The siblings, who have at best an uneasy and complicated relationship, end up working the same case. Aaron Fox, an ex-cop, turned PI, drives a Porsche and has a bedroom-sized wardrobe filled with expensive clothes. He attracts women easily but has no current relationship. His ex-lover Liana Parlat, who makes a 'respectable income of commercial voice-overs', does occasional investigative work for him.

Aaron's brother Moses Reed is a young LAPD cop, who looks up to Milo Sturgis as a mentor and is keen to prove himself (Milo suggests he consult with psychologist Alex Delaware, who has a walk-on part in this novel).
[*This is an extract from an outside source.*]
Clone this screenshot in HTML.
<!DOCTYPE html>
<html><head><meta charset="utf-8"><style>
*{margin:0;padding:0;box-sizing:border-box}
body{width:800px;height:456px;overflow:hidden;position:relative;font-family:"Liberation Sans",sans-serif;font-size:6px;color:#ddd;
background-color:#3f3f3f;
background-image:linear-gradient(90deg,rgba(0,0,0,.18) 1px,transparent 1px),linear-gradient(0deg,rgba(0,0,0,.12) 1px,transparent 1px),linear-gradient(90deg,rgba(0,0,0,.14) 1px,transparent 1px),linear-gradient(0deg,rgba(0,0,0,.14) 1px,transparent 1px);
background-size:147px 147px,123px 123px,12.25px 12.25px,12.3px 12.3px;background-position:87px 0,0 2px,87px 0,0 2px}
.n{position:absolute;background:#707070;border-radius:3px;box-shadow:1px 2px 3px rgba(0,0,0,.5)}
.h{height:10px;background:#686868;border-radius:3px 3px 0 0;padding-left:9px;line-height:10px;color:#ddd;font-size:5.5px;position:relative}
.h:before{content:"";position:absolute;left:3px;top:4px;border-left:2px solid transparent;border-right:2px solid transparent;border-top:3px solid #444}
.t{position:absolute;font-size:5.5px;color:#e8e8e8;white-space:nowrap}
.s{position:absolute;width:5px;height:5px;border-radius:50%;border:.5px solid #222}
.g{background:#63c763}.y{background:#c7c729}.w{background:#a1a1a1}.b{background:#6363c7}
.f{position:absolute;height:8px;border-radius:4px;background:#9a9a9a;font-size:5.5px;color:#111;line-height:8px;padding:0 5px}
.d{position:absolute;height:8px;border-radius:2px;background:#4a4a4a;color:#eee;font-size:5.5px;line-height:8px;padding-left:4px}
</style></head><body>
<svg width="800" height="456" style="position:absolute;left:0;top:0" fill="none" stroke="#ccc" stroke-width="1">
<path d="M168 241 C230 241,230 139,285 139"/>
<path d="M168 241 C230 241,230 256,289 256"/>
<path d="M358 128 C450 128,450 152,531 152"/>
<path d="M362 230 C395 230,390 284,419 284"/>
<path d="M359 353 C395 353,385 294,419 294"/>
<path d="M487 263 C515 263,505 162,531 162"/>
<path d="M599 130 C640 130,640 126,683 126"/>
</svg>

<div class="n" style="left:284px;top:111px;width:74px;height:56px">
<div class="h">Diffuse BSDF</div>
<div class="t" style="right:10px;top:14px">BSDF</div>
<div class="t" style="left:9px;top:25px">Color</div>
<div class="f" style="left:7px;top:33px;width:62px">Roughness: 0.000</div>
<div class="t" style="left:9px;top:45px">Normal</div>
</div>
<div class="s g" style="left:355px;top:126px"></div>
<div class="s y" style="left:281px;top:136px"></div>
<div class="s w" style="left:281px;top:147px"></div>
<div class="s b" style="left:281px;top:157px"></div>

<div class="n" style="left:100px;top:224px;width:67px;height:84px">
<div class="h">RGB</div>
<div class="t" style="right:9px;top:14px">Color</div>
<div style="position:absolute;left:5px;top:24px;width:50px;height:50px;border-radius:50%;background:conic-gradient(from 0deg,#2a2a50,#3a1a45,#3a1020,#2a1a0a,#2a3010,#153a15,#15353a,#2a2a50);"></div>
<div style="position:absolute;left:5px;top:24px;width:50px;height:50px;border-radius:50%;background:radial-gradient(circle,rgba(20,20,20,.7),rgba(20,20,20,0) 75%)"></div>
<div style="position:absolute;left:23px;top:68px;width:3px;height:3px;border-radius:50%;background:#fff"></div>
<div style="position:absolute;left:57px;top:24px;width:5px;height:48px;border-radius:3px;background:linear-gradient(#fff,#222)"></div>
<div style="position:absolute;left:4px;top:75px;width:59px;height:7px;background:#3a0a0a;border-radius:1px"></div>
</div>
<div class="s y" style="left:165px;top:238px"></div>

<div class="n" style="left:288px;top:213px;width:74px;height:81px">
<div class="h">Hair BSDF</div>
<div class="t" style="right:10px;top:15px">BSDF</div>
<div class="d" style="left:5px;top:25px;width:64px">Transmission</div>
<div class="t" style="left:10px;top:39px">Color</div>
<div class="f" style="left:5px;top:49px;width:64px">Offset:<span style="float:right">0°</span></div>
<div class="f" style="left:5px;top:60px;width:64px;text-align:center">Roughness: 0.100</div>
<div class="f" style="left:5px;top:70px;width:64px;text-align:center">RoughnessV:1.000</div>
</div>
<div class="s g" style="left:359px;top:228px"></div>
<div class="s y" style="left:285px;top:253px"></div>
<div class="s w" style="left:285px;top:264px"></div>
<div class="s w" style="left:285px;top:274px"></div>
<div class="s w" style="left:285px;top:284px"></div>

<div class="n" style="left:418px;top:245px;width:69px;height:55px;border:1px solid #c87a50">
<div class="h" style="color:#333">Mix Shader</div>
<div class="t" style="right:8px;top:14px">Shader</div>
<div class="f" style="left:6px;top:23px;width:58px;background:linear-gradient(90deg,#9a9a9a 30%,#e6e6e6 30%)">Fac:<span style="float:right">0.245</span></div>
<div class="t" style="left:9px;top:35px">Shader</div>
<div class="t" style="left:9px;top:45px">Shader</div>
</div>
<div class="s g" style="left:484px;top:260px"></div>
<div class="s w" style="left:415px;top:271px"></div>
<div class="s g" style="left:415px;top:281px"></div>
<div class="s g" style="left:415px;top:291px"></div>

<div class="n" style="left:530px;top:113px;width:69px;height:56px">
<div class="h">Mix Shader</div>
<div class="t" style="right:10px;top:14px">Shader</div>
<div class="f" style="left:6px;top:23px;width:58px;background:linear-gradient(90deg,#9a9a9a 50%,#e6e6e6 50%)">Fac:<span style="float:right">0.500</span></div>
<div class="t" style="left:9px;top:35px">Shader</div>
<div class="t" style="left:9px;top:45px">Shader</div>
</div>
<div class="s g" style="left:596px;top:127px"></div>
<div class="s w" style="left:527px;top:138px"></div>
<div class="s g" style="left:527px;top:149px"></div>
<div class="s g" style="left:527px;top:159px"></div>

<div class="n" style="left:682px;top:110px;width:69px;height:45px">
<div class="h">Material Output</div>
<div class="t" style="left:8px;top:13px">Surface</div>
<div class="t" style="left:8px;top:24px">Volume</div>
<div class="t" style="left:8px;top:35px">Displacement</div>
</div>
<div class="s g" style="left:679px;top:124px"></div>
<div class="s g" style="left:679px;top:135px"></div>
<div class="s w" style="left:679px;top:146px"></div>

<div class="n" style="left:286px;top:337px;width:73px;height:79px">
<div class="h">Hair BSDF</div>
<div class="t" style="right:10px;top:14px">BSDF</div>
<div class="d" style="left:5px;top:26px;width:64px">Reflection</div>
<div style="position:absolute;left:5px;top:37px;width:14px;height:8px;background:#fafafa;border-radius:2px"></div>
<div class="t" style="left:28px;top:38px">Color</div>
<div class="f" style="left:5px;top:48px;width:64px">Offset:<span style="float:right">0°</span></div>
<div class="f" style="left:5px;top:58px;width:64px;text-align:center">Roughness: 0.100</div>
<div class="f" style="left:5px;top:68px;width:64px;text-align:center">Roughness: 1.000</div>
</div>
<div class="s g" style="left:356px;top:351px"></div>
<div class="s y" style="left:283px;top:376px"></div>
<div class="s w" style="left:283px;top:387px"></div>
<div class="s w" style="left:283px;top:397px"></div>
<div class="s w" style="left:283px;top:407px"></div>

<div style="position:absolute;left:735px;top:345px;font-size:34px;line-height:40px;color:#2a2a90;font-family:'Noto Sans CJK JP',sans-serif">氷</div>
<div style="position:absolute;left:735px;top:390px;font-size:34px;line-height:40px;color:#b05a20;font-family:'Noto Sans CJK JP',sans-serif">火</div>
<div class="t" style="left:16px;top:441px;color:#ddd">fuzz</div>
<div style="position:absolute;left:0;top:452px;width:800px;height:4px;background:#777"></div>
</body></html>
Moses has a strong relationship with gorgeous black coroner Liz Wilkinson.

Though Moses has just transferred to West L. A. Division, the unsolved case of the disappearance of straight-A student Caitlin Frostig (missing for fifteen months) follows him there. His elder brother, PI Aaron, takes on Caitlin's case for his best client, tycoon Leonid Davidovitch Dmitri, whose accountant is the girl's morose father. Both cops and PI assume that Caitlin is surely dead by now.

Their investigations (some results of which they share) unveil a connection to the murder of a young hooker (whose baby is missing) and to popular actor Mason Book, 'an anorexic, addicted zombie with no will.' (Caitlin's boyfriend works for said actor and seems to be less wholesome than the cops initially assumed.) Then there's a movie director (his last work was condemned as 'racist agitprop' but made hundreds of millions) who beats his wife, and whose thuggish son hangs out with the actor - and with a pimp and drug dealer.

As always Jonathan Kellerman delivers a solid police procedural, enriched by a depth of characterization, fascinating psychological insights, well developed red herrings, and more than one surprise in the ending. The tensions between the half brothers - and inherent in their different approaches to the same case - add greatly to the reader's interest as do all the colorful players in True Detectives. I hope we'll see much more of Aaron, Moses, Liz, Liana and Maddy.